RAY SUAREZ: Well, you're a university professor. When you look at the constellation of colleges and universities in today's America, so radically different from the period you're writing about, could there be a group like the one that you profile in that sort of intimate, intellectual cross-pollenization you saw in the late 19th century?
LOUIS MENAND: I have a short answer: I don't think so. The reason is that 1872 was really the last time I think in American intellectual life when you could have a group of people who came from various disciplines but shared a common interest in certain kinds of ideas, who could get together and talk to one another and communicate with one another. The reason is because after 1872 you really get the rise of the modern university system, which is based so much on specialization, which people have a very hard time talking to people in other specialties and other fields.

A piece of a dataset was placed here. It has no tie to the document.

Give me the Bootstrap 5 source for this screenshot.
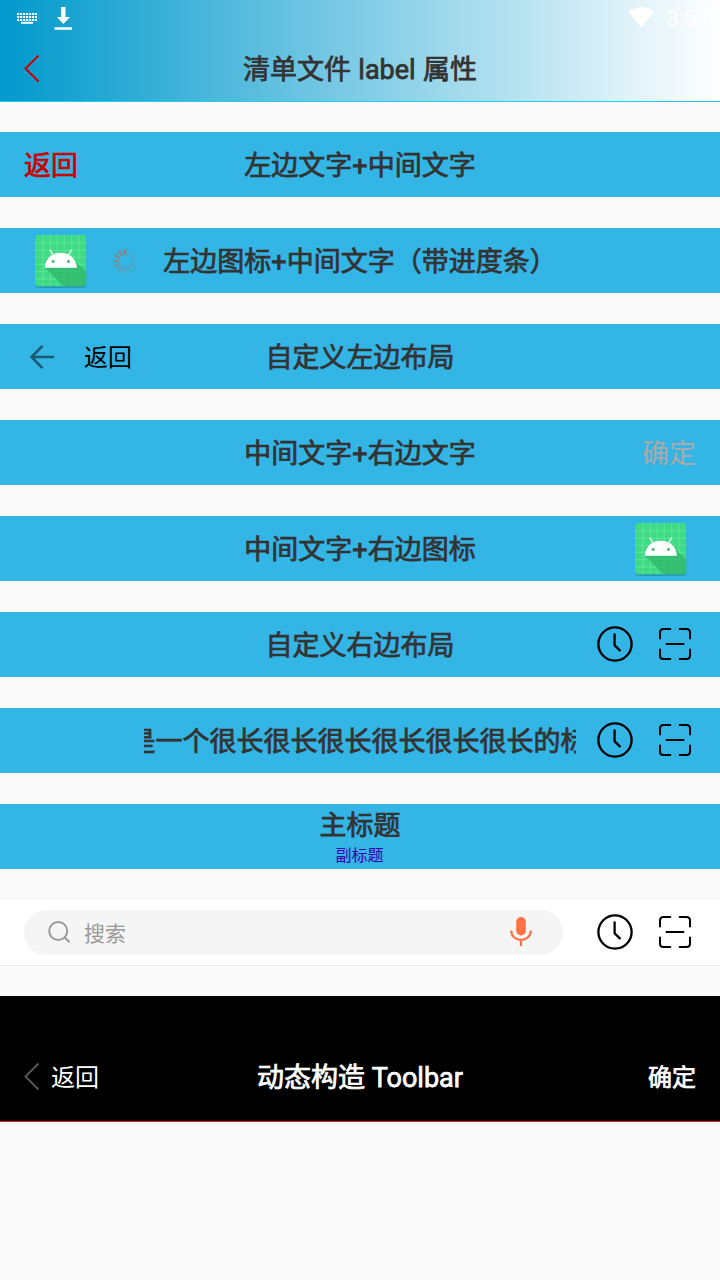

So the Metaphysical Club also stands for a very old-fashioned thing, which is a time when intellectuals from all different areas of thought could get together and have the kind of conversations that these characters did.
RAY SUAREZ: Well, we're deep into spring semester. We're back from spring break. Has your life at the university changed by now being able to append your name with "Pulitzer Prize Winner" in front of it?
LOUIS MENAND: Everybody has been really great about it, so yeah, it's been wonderful.
RAY SUAREZ: And now your papers are coming in on time and your students are treating you any differently?
LOUIS MENAND: I don't know if that will change or not. We'll have to do an update on that.
RAY SUAREZ: Any other projects in the pipeline? What do you want to get to work on next?
LOUIS MENAND: Well, I am interested in the Cold War period, because I think it makes an interesting counterpoint to the period I wrote about. As I mention, the Cold War period was very different intellectually from the period in which these thinkers flourished. So I would like to do something about the intellectual life of that time.
RAY SUAREZ: Louis Menand, thanks for being with us.
LOUIS MENAND: Thank you for having me on.